By leveraging a deferrable operator for this sensor, you can achieve full concurrency while allowing your worker to complete additional work across your Airflow environment. With the following updated sample DAG, all 20 tasks enter a deferred state. This indicates that the triggers are registered to run in the triggerer process.

Deferrable Tree View

from datetime import datetime
from airflow import DAG
from airflow.sensors.date_time import DateTimeSensorAsync

with DAG(
"async_dag",
start_date=datetime(2021, 12, 22, 20, 0),
end_date=datetime(2021, 12, 22, 20, 19),
schedule_interval="* * * * *",
catchup=True,
max_active_runs=32,
max_active_tasks=32
) as dag:

async_sensor = DateTimeSensorAsync(
task_id="async_task",
target_time="""{{ macros.datetime.utcnow() + macros.timedelta(minutes=20) }}""",
)

Run deferrable tasks

To start a triggerer process, run airflow triggerer in your Airflow environment. Your output should be similar to the following image.

Triggerer Logs

If you are running Airflow on Astro, the triggerer runs automatically if you are on Astro Runtime 4.0 and later. If you are using Astronomer Software 0.26 and later, you can add a triggerer to an Airflow 2.2 and later deployment in the Deployment Settings tab. See Configure a Deployment on Astronomer Software - Triggerer to configure the triggerer.

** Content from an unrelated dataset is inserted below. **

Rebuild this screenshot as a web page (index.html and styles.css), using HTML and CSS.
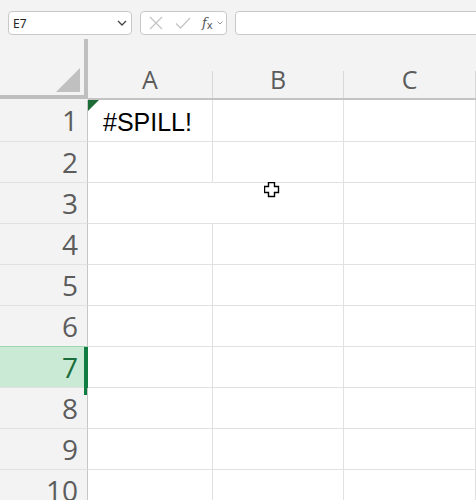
FILE: index.html
```html
<!DOCTYPE html>
<html>
<head>
<meta charset="utf-8">
<link rel="stylesheet" href="styles.css">
</head>
<body>
<div class="toolbar">
  <div class="namebox">
    <span class="ref">E7</span>
    <svg class="chev" width="10" height="6" viewBox="0 0 10 6"><path d="M1 1 L5 5 L9 1" fill="none" stroke="#444" stroke-width="1.3"/></svg>
  </div>
  <div class="fxbox">
    <svg class="ico" width="16" height="16" viewBox="0 0 16 16"><path d="M2 2 L14 14 M14 2 L2 14" stroke="#c4c4c4" stroke-width="1.3" fill="none"/></svg>
    <svg class="ico" width="16" height="16" viewBox="0 0 16 16"><path d="M1 8.5 L5.5 13 L15 3" stroke="#c4c4c4" stroke-width="1.3" fill="none"/></svg>
    <span class="fx"><i>f</i><sub>x</sub></span>
    <svg class="chev2" width="6" height="4" viewBox="0 0 6 4"><path d="M0.5 0.5 L3 3 L5.5 0.5" fill="none" stroke="#999" stroke-width="1"/></svg>
  </div>
  <div class="formula"></div>
</div>
<div class="sheet">
  <div class="corner"><div class="tri"></div></div>
  <div class="colhead"><div class="lbl">A</div></div>
  <div class="colhead"><div class="lbl">B</div></div>
  <div class="colhead last"><div class="lbl">C</div></div>

  <div class="rowhead">1</div>
  <div class="cell a1">#SPILL!</div>
  <div class="cell"></div>
  <div class="cell"></div>

  <div class="rowhead">2</div>
  <div class="cell"></div>
  <div class="cell"></div>
  <div class="cell"></div>

  <div class="rowhead">3</div>
  <div class="cell span2"></div>
  <div class="cell"></div>

  <div class="rowhead">4</div>
  <div class="cell"></div>
  <div class="cell"></div>
  <div class="cell"></div>

  <div class="rowhead">5</div>
  <div class="cell"></div>
  <div class="cell"></div>
  <div class="cell"></div>

  <div class="rowhead">6</div>
  <div class="cell"></div>
  <div class="cell"></div>
  <div class="cell"></div>

  <div class="rowhead sel">7</div>
  <div class="cell"></div>
  <div class="cell"></div>
  <div class="cell"></div>

  <div class="rowhead">8</div>
  <div class="cell"></div>
  <div class="cell"></div>
  <div class="cell"></div>

  <div class="rowhead">9</div>
  <div class="cell"></div>
  <div class="cell"></div>
  <div class="cell"></div>

  <div class="rowhead">10</div>
  <div class="cell"></div>
  <div class="cell"></div>
  <div class="cell"></div>
</div>
<svg class="cursor" width="16" height="16" viewBox="0 0 16 16"><path d="M4.5 0.5 H10.5 V4.5 H14.5 V10.5 H10.5 V14.5 H4.5 V10.5 H0.5 V4.5 H4.5 Z" fill="#fff" stroke="#000" stroke-width="1.4"/></svg>
</body>
</html>
```
FILE: styles.css
```css
html, body {
  margin: 0;
  padding: 0;
  background: #f3f3f3;
  width: 476px;
  height: 500px;
  overflow: hidden;
  font-family: "Open Sans", "Noto Sans", sans-serif;
}
.toolbar {
  height: 40px;
  display: flex;
  align-items: flex-start;
  gap: 8px;
  padding-left: 8px;
  padding-top: 11px;
  box-sizing: border-box;
}
.namebox, .fxbox, .formula {
  flex: none;
  height: 24px;
  box-sizing: border-box;
  border: 1px solid #c9c9c9;
  border-radius: 4px;
  background: #fff;
  display: flex;
  align-items: center;
}
.namebox {
  width: 124px;
  padding: 0 4px 0 4px;
  justify-content: space-between;
}
.ref {
  font-family: "Noto Sans", sans-serif;
  font-size: 12px;
  color: #222;
}
.fxbox {
  width: 87px;
  padding-left: 7px;
  gap: 11px;
}
.ico { flex: none; }
.fx {
  font-family: "DejaVu Serif", serif;
  font-size: 13px;
  color: #555;
  line-height: 1;
}
.fx sub { font-size: 10px; font-style: normal; vertical-align: -2px; font-family: "DejaVu Sans", sans-serif; }
.chev2 { margin-left: -7px; }
.formula {
  width: 260px;
}
.sheet {
  display: grid;
  grid-template-columns: 88px 125px 131px 132px;
  grid-template-rows: 60px 42px repeat(9, 41px);
}
.corner {
  position: relative;
  box-sizing: border-box;
  border-right: 4px solid #bfbfbf;
  border-bottom: 4px solid #bfbfbf;
  margin-top: -1px;
  height: 60px;
  width: 88px;
}
.tri {
  position: absolute;
  left: 56px;
  top: 29px;
  width: 0;
  height: 0;
  border-left: 24px solid transparent;
  border-bottom: 24px solid #c0c0c0;
}
.colhead {
  padding-top: 31px;
  border-bottom: 2px solid #c3c3c3;
  box-sizing: border-box;
}
.lbl {
  box-sizing: border-box;
  height: 27px;
  border-right: 1px solid #d9d9d9;
  display: flex;
  justify-content: center;
  align-items: center;
  font-size: 25px;
  color: #5c5c5c;
  line-height: 20px;
  padding-bottom: 11px;
}
.rowhead {
  position: relative;
  box-sizing: border-box;
  border-right: 1px solid #c6c6c6;
  border-bottom: 1px solid #e1e1e1;
  text-align: right;
  padding-right: 9px;
  font-size: 28px;
  line-height: 40px;
  color: #5c5c5c;
}
.rowhead.sel {
  background: #caead6;
  color: #1b6e3c;
  border-top: 1px solid #9fd5b3;
  margin-top: -1px;
}
.rowhead.sel::after {
  content: "";
  position: absolute;
  right: -1px;
  top: 0;
  width: 4px;
  height: 48px;
  background: #107c41;
}
.cell {
  position: relative;
  background: #fff;
  box-sizing: border-box;
  border-right: 1px solid #e1e1e1;
  border-bottom: 1px solid #e1e1e1;
}
.span2 { grid-column: span 2; }
.a1 {
  font-family: "Liberation Sans", Arial, sans-serif;
  font-size: 25px;
  color: #000;
  padding-left: 15px;
  line-height: 44px;
}
.a1::before {
  content: "";
  position: absolute;
  left: 0;
  top: 0;
  width: 0;
  height: 0;
  border-top: 11px solid #1d6b36;
  border-right: 11px solid transparent;
}
.cursor {
  position: absolute;
  left: 264px;
  top: 182px;
}
```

As tasks are raised into a deferred state, triggers are registered in the triggerer. You can set the number of concurrent triggers that can run in a single triggerer process with the default_capacity configuration setting in Airflow. This can also be set with the AIRFLOW__TRIGGERER__DEFAULT_CAPACITY environment variable. The default value is 1,000.

High availability

Triggers are designed to be highly available. You can implement this by starting multiple triggerer processes. Similar to the HA scheduler introduced in Airflow 2.0, Airflow ensures that they co-exist with correct locking and high availability. See High Availability for more information on this topic.

Create a deferrable operator

If you have an operator that would benefit from being asynchronous but does not yet exist in OSS Airflow or Astronomer Providers, you can create your own. See Writing Deferrable Operators.